A proprietor is assessable on the whole profit arising in the year whereas a director may choose to leave profits in excess of his personal requirements in his company and pay corporation tax instead. In the event that profits are substantial, this could lead to the proprietor paying income tax at up to 45%, plus an extra 2% Class 4 NIC on the majority of the profits whereas they may only attract corporation tax at the rate of 19% (up to 25% from 1 April 2023). The use of a company to shelter profits in this way should only be viewed as a deferral, as it is likely that further tax would become payable on the eventual withdrawal of the accumulated profits from the company.
If the business incurs high expenditure on capital equipment, even though capital allowances may be claimed over a period of time, this can result in tax being payable on profits used to acquire the equipment. This is of less relevance now that the Annual Investment Allowance is likely to cover the majority of such expenditure by the self-employed. (See section on Capital Allowances.) Although a company would have to pay corporation tax on the same profit, the rate of corporation tax payable is likely to be substantially lower than the income tax and Class 4 NIC.
It may be possible to avoid the NIC liability in a company by paying dividends instead of remuneration where the directors are also the shareholders of the company, and this is discussed in the section “Salary v Dividends”. It should also be noted that from 1 April 2023 the benefit of dividends will be greatly reduced.

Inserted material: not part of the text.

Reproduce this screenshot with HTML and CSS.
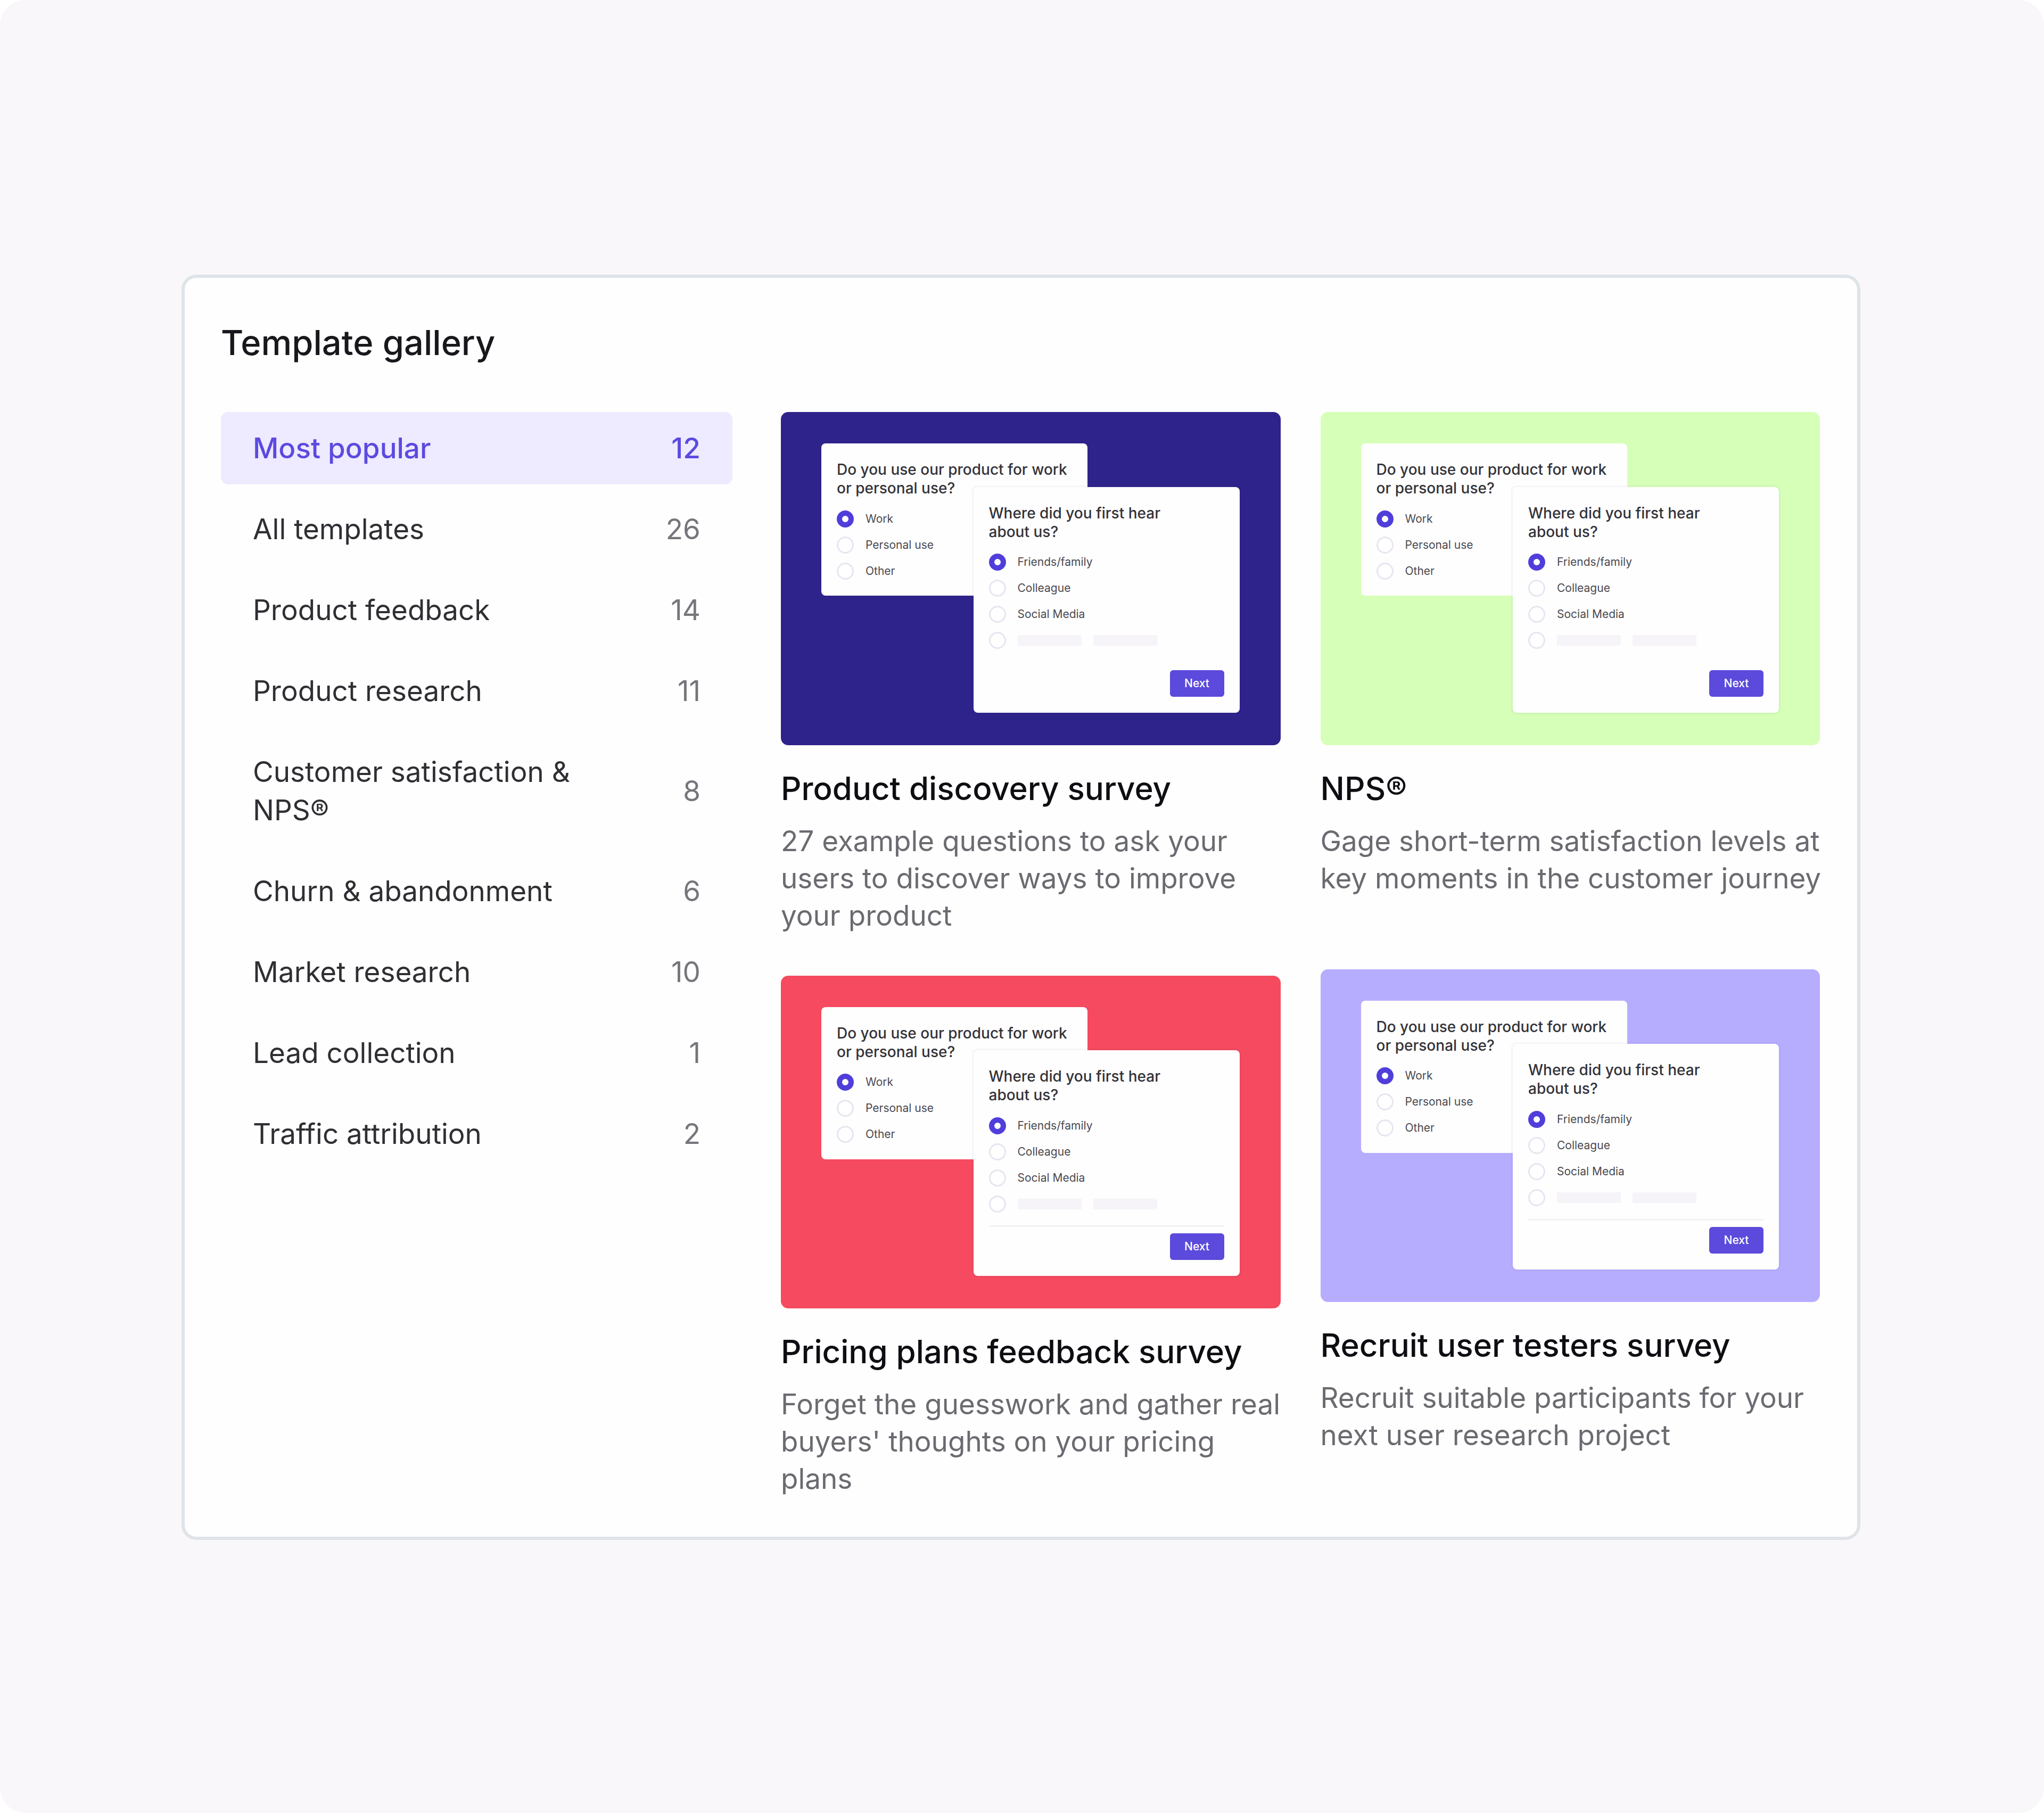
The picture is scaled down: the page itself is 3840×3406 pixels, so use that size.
FILE: index.html
```html
<!DOCTYPE html>
<html lang="en">
<head>
<meta charset="utf-8">
<title>Template gallery</title>
<link rel="stylesheet" href="styles.css">
</head>
<body>
<main class="page">
  <section class="panel">
    <h1 class="panel-title">Template gallery</h1>
    <div class="layout">
      <nav aria-label="Template categories">
        <ul class="categories">
          <li><a class="category is-active" href="#popular" aria-current="page"><span class="category-name">Most popular</span><span class="count">12</span></a></li>
          <li><a class="category" href="#all"><span class="category-name">All templates</span><span class="count">26</span></a></li>
          <li><a class="category" href="#feedback"><span class="category-name">Product feedback</span><span class="count">14</span></a></li>
          <li><a class="category" href="#research"><span class="category-name">Product research</span><span class="count">11</span></a></li>
          <li><a class="category" href="#nps"><span class="category-name">Customer satisfaction &amp; NPS®</span><span class="count">8</span></a></li>
          <li><a class="category" href="#churn"><span class="category-name">Churn &amp; abandonment</span><span class="count">6</span></a></li>
          <li><a class="category" href="#market"><span class="category-name">Market research</span><span class="count">10</span></a></li>
          <li><a class="category" href="#leads"><span class="category-name">Lead collection</span><span class="count">1</span></a></li>
          <li><a class="category" href="#traffic"><span class="category-name">Traffic attribution</span><span class="count">2</span></a></li>
        </ul>
      </nav>
      <div class="gallery">
        <div class="column">
          <article class="card">
            <div class="preview preview-navy">
              <form class="survey survey-back">
                <p class="question">Do you use our product for work or personal use?</p>
                <label class="option"><input type="radio" name="use1" checked>Work</label>
                <label class="option"><input type="radio" name="use1">Personal use</label>
                <label class="option"><input type="radio" name="use1">Other</label>
              </form>
              <form class="survey survey-front">
                <p class="question">Where did you first hear<br>about us?</p>
                <label class="option"><input type="radio" name="hear1" checked>Friends/family</label>
                <label class="option"><input type="radio" name="hear1">Colleague</label>
                <label class="option"><input type="radio" name="hear1">Social Media</label>
                <label class="option"><input type="radio" name="hear1" aria-label="Something else"><span class="bar"></span><span class="bar"></span></label>
                <div class="actions"><button class="next" type="button">Next</button></div>
              </form>
            </div>
            <h2 class="card-title">Product discovery survey</h2>
            <p class="card-text">27 example questions to ask your users to discover ways to improve your product</p>
          </article>
          <article class="card">
            <div class="preview preview-red">
              <form class="survey survey-back">
                <p class="question">Do you use our product for work or personal use?</p>
                <label class="option"><input type="radio" name="use2" checked>Work</label>
                <label class="option"><input type="radio" name="use2">Personal use</label>
                <label class="option"><input type="radio" name="use2">Other</label>
              </form>
              <form class="survey survey-front">
                <p class="question">Where did you first hear<br>about us?</p>
                <label class="option"><input type="radio" name="hear2" checked>Friends/family</label>
                <label class="option"><input type="radio" name="hear2">Colleague</label>
                <label class="option"><input type="radio" name="hear2">Social Media</label>
                <label class="option"><input type="radio" name="hear2" aria-label="Something else"><span class="bar"></span><span class="bar"></span></label>
                <div class="actions actions-ruled"><button class="next" type="button">Next</button></div>
              </form>
            </div>
            <h2 class="card-title">Pricing plans feedback survey</h2>
            <p class="card-text">Forget the guesswork and gather real buyers' thoughts on your pricing plans</p>
          </article>
        </div>
        <div class="column">
          <article class="card">
            <div class="preview preview-green">
              <form class="survey survey-back">
                <p class="question">Do you use our product for work or personal use?</p>
                <label class="option"><input type="radio" name="use3" checked>Work</label>
                <label class="option"><input type="radio" name="use3">Personal use</label>
                <label class="option"><input type="radio" name="use3">Other</label>
              </form>
              <form class="survey survey-front">
                <p class="question">Where did you first hear<br>about us?</p>
                <label class="option"><input type="radio" name="hear3" checked>Friends/family</label>
                <label class="option"><input type="radio" name="hear3">Colleague</label>
                <label class="option"><input type="radio" name="hear3">Social Media</label>
                <label class="option"><input type="radio" name="hear3" aria-label="Something else"><span class="bar"></span><span class="bar"></span></label>
                <div class="actions"><button class="next" type="button">Next</button></div>
              </form>
            </div>
            <h2 class="card-title">NPS®</h2>
            <p class="card-text">Gage short-term satisfaction levels at key moments in the customer journey</p>
          </article>
          <article class="card">
            <div class="preview preview-lavender">
              <form class="survey survey-back">
                <p class="question">Do you use our product for work or personal use?</p>
                <label class="option"><input type="radio" name="use4" checked>Work</label>
                <label class="option"><input type="radio" name="use4">Personal use</label>
                <label class="option"><input type="radio" name="use4">Other</label>
              </form>
              <form class="survey survey-front">
                <p class="question">Where did you first hear<br>about us?</p>
                <label class="option"><input type="radio" name="hear4" checked>Friends/family</label>
                <label class="option"><input type="radio" name="hear4">Colleague</label>
                <label class="option"><input type="radio" name="hear4">Social Media</label>
                <label class="option"><input type="radio" name="hear4" aria-label="Something else"><span class="bar"></span><span class="bar"></span></label>
                <div class="actions actions-ruled"><button class="next" type="button">Next</button></div>
              </form>
            </div>
            <h2 class="card-title">Recruit user testers survey</h2>
            <p class="card-text">Recruit suitable participants for your next user research project</p>
          </article>
        </div>
      </div>
    </div>
  </section>
</main>
</body>
</html>
```
FILE: styles.css
```css
* {
  box-sizing: border-box;
}

body {
  margin: 0;
  background: #ffffff;
  color: #18171c;
  font-family: Inter, "Liberation Sans", sans-serif;
}

h1, h2, p, ul {
  margin: 0;
  padding: 0;
}

.page {
  min-height: 100vh;
  padding: 516px 345px 512px 341px;
  border-radius: 48px;
  background: #f9f7f9;
}

.panel {
  padding: 82px 70px 74px 68px;
  border: 6px solid #dfe4e9;
  border-radius: 28px;
  background: #fefefe;
}

.panel-title {
  margin-bottom: 90px;
  font-size: 65px;
  font-weight: 500;
  line-height: 80px;
}

.layout {
  display: grid;
  grid-template-columns: 961fr 1952fr;
  column-gap: 91px;
  align-items: start;
}

/* Category list */
.categories {
  display: flex;
  flex-direction: column;
  gap: 16px;
  list-style: none;
}

.category {
  display: flex;
  align-items: center;
  justify-content: space-between;
  gap: 60px;
  padding: 32px 60px;
  border-radius: 14px;
  color: #2f2e33;
  font-size: 53px;
  line-height: 72px;
  text-decoration: none;
}

.category-name {
  max-width: 640px;
}

.count {
  color: #77757b;
}

.is-active {
  background: #eeeaff;
  color: #5b4ae0;
  font-weight: 500;
}

.is-active .count {
  color: inherit;
}

/* Template cards */
.gallery {
  display: grid;
  grid-template-columns: 1fr 1fr;
  column-gap: 75px;
}

.column {
  display: flex;
  flex-direction: column;
  gap: 78px;
}

.card-title {
  margin: 41px 0 24px;
  color: #0e0d12;
  font-size: 60px;
  font-weight: 500;
  line-height: 80px;
}

.card-text {
  min-height: 198px;
  margin-right: -8px;
  color: #6c6a70;
  font-size: 53px;
  line-height: 70px;
}

.preview {
  position: relative;
  aspect-ratio: 3 / 2;
  padding: 59px 76px;
  border-radius: 14px;
}

.preview-navy { background: #2e238a; }
.preview-green { background: #d6ffb8; }
.preview-red { background: #f54a5f; }
.preview-lavender { background: #b7adff; }

/* Miniature survey forms */
.survey {
  width: 500px;
  padding: 32px 29px 22px;
  border-radius: 8px;
  background: #fefefe;
}

.survey-front {
  position: absolute;
  right: 77px;
  bottom: 61px;
  padding-bottom: 30px;
  box-shadow: 0 0 0 3px rgb(46 35 138 / 4%);
}

.question {
  margin-bottom: 15px;
  color: #333238;
  font-size: 28px;
  font-weight: 500;
  line-height: 35px;
}

.option {
  display: flex;
  align-items: center;
  gap: 22px;
  height: 49px;
  color: #4a494f;
  font-size: 21px;
  line-height: 28px;
}

.option input {
  appearance: none;
  flex: none;
  width: 32px;
  height: 32px;
  margin: 0;
  border: 3px solid #e9e4f1;
  border-radius: 50%;
  background: #ffffff;
}

.option input:checked {
  border: 10px solid #503edb;
}

.bar {
  width: 120px;
  height: 20px;
  background: #f6f4f8;
}

.actions {
  display: flex;
  justify-content: flex-end;
  margin-top: 16px;
  padding-top: 12px;
  border-top: 3px solid transparent;
}

.actions-ruled {
  border-top-color: #f3f1f6;
}

.next {
  width: 102px;
  height: 50px;
  padding: 0;
  border: 0;
  border-radius: 6px;
  background: #5b4adb;
  color: #ffffff;
  font: 500 21px/28px Inter, "Liberation Sans", sans-serif;
}
```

Payment by way of dividends may restrict the amount the company could pay in pension contributions on behalf of those directors. If no salary is paid, the directors may find that they are not entitled to a State Retirement Pension, or other earnings related Social Security benefits. It should also be noted that companies do not obtain any tax relief in respect of dividends paid to their shareholders, which must be paid out of retained profits, after tax.